In a case of competing deductibles, a federal appeals court has sided with an insurer and against the owner of two Houston office buildings, holding that a larger windstorm deductible applied to flood damage caused by Hurricane Harvey rather than a lower flood deductible.
The insurer, Lexington Insurance Co., won by arguing that even though the building suffered only flood damage, the windstorm deductible applied because a hurricane is a windstorm.
The windstorm deductible had additional provisions attached that resulted in the insured being owed no payment towards its flood loss.
The case began in 2017 when two Houston buildings were damaged solely by flooding from Hurricane Harvey. The policy had two possible deductibles—a lower one involving flood damage only and a higher one for windstorms including named storms.
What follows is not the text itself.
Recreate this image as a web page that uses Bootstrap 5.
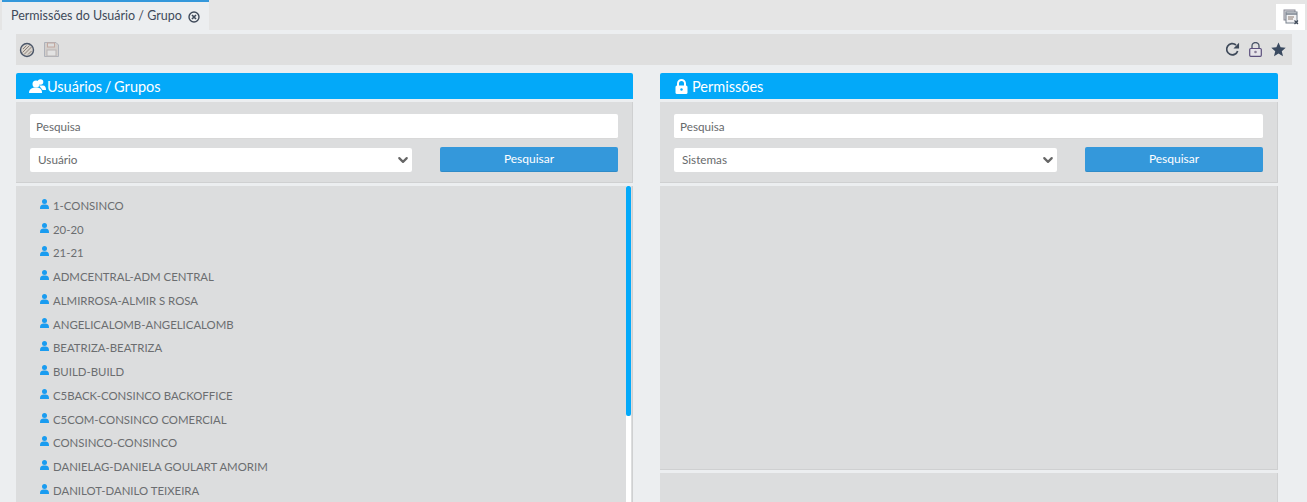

In filing its claim, the insured owner of the buildings, Pan Am Equities, favored the generic flood deductible. The flood deductible said that $100,000 “shall be deducted from any adjusted loss due to flood,” which was defined to include surface water; rising waters; waves; tide or tidal water.
Pan Am argued that the policy provided discrete deductibles for discrete types of losses and, if a flood loss is unaccompanied by a windstorm loss as was its case, only the flood deductible should apply.
Pan Am claimed that there was no wind damage to justify using windstorm deductible. The windstorm deductible and its named storm provision were found under the “Windstorm” heading in the policy and thus must apply only to those losses caused at least in part by windstorm—not to flood-only losses, Pan Am argued.
Lexington, however, chose to apply the higher windstorm deductible. It argued that it was the correct deductible because a hurricane is a windstorm and it included a provision making clear it was to be used for losses caused by named storms (which Harvey was).
While both deductibles were $100,000, the windstorm deductible also required that the claimed loss had to be more than 5% of “total insurable values” (TIV) for it to be triggered. Pan Am’s claim did not meet this threshold.
The opinion (Pan Am Equities Inc. v Lexington Insurance Co.) written by Fifth Circuit Court of Appeals Judge Don R. Willett affirmed a district court ruling that the windstorm language was controlling.
Applying Texas law, the court rejected Pan Am’s position citing, among other reasons, its failure to give effect to the entire policy, including the policy’s anti-stacking provision, which said that if multiple deductibles applied, then the larger one prevails.
The appeals court said the answer to the dispute turned on the interplay of five provisions: 1. flood deductible; 2. windstorm deductible; 3. named storm provision; 4. flood definition; and 5. anti-stacking clause.
“This Policy, like many insurance policies, may not rank as first-rate legal craftsmanship. But it is clear enough. Inartful is not the same as equivocal. When read as an interrelated, contextual whole, this Policy is unambiguous,” Willett wrote.
In siding with Lexington, the court explained: “The ‘Windstor’ deductible applies to all ‘loss due to Windstorm.’ And the accompanying ‘Named Storm’ provision enlarges what qualifies as a ‘loss due to Windstorm’ to plainly encompass Harvey’s flood damage to Pan Am’s buildings.”
The court said Pan Am placed “undue interpretive weight” on the fact that the policy’s named storm provision is found within the windstorm deductible. It said that the location of a provision matters lees than what the provision says.
The court rejected what it called Pan Am’s “myopic view” that the policy’s generic definition of flood precludes the more specific named storm provision from listing the perils covered by the windstorm deductible.